Set to "auto" to use all available CPU cores. You can limit it if you want to keep your computer usable while rendering. Each thread works on a chunk of the image independently.

Effects & Symmetry

The FX tab has tone mapping, bloom, microcontrast, and vignette. These don't change the render — they're post-processing, so you can tweak them instantly without re-rendering.

  • Bloom — makes bright areas glow. Crank intensity and radius for dreamy looks. Threshold controls what counts as "bright."
  • Microcontrast — sharpens fine detail without touching the overall image. Like a local contrast boost. Works great on filaments.
  • Tone mapping — ACES is punchy and cinematic. Reinhard is softer. Filmic is balanced. Try them all.

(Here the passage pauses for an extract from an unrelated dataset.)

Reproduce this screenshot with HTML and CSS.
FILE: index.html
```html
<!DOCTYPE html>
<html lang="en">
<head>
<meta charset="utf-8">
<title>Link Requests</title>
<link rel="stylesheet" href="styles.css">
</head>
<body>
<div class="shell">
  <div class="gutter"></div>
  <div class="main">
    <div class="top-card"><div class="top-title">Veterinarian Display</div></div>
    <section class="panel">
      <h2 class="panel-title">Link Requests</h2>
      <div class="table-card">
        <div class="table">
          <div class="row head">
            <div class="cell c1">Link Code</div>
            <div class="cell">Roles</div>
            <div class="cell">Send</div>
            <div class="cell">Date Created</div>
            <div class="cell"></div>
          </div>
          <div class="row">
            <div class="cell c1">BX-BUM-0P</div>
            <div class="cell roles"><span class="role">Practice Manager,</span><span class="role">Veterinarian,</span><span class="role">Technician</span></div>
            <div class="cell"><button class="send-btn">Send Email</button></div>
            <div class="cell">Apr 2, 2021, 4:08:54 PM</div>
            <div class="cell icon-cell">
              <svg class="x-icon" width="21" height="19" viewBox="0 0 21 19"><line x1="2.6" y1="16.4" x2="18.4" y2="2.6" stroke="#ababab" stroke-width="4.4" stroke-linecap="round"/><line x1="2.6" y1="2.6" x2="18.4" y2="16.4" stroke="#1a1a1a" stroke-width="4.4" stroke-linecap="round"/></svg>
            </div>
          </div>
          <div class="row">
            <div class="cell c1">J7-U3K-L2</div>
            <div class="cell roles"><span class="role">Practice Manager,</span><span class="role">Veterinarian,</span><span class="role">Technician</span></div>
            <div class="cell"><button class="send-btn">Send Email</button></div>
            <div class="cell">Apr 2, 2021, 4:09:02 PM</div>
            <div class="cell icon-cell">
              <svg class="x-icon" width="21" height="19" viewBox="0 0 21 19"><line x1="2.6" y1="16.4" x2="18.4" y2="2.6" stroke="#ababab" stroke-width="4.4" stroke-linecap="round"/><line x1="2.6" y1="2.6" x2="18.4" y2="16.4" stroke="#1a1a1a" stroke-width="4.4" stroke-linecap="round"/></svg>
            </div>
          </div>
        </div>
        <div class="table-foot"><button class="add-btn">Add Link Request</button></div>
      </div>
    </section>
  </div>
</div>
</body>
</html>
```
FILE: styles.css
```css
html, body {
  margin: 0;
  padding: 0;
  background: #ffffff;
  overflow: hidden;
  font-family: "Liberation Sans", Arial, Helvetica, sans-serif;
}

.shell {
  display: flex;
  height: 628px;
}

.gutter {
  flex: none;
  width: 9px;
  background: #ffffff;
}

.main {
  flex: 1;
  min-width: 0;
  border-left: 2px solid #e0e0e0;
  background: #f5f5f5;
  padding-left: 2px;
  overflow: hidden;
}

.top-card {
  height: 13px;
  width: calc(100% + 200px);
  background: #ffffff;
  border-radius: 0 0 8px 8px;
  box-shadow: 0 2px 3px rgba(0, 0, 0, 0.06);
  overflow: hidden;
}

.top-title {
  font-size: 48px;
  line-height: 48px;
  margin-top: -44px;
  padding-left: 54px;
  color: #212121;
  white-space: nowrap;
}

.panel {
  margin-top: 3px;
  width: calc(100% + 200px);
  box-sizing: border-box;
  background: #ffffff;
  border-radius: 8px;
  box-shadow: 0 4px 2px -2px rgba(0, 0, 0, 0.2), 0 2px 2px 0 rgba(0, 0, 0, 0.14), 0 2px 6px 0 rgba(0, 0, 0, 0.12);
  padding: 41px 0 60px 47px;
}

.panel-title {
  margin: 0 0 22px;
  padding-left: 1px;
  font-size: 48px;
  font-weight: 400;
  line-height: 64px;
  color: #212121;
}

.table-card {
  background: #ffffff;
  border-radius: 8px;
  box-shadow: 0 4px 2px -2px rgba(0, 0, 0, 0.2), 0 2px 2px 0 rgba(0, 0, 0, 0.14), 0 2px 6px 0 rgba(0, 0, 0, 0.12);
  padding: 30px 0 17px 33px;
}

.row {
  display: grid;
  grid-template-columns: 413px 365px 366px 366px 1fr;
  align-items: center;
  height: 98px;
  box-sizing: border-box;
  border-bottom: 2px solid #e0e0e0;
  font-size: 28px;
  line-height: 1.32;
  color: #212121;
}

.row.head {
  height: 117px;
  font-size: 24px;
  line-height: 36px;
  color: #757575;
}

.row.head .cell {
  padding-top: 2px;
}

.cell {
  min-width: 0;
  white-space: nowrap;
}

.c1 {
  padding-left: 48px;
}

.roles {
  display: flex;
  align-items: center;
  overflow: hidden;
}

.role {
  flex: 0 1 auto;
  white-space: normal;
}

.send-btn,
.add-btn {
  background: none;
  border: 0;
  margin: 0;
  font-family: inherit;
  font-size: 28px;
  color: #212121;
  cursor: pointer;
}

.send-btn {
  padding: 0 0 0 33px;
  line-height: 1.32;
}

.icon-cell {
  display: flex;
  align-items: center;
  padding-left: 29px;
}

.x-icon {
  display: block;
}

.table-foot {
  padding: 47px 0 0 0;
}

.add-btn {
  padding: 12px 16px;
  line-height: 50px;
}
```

Symmetry is where things get wild. Horizontal and vertical flip the render. 4-way combines both — every quadrant mirrors the others. Alternative 4-way does horizontal first, then vertical, which gives a different feel. Try symmetry on a Burning Ship or Celtic fractal — instant mandala.

The Quick Controls panel (press Q) has gamma, exposure, contrast, and hue — tweak these while watching the render update live. Hue shifts the color without re-rendering.

Quick Tips

  • Start with Med quality to find a composition, then go High/Ultra for the final render.
  • Use adaptive sampling — it's almost always faster.
  • Bloom + microcontrast is the easiest way to make renders look pro.
  • Save presets you like. Presets save the formula, not the effects.
  • The Debugger tab lets you test your filter/tracer on a single point before committing to a full render.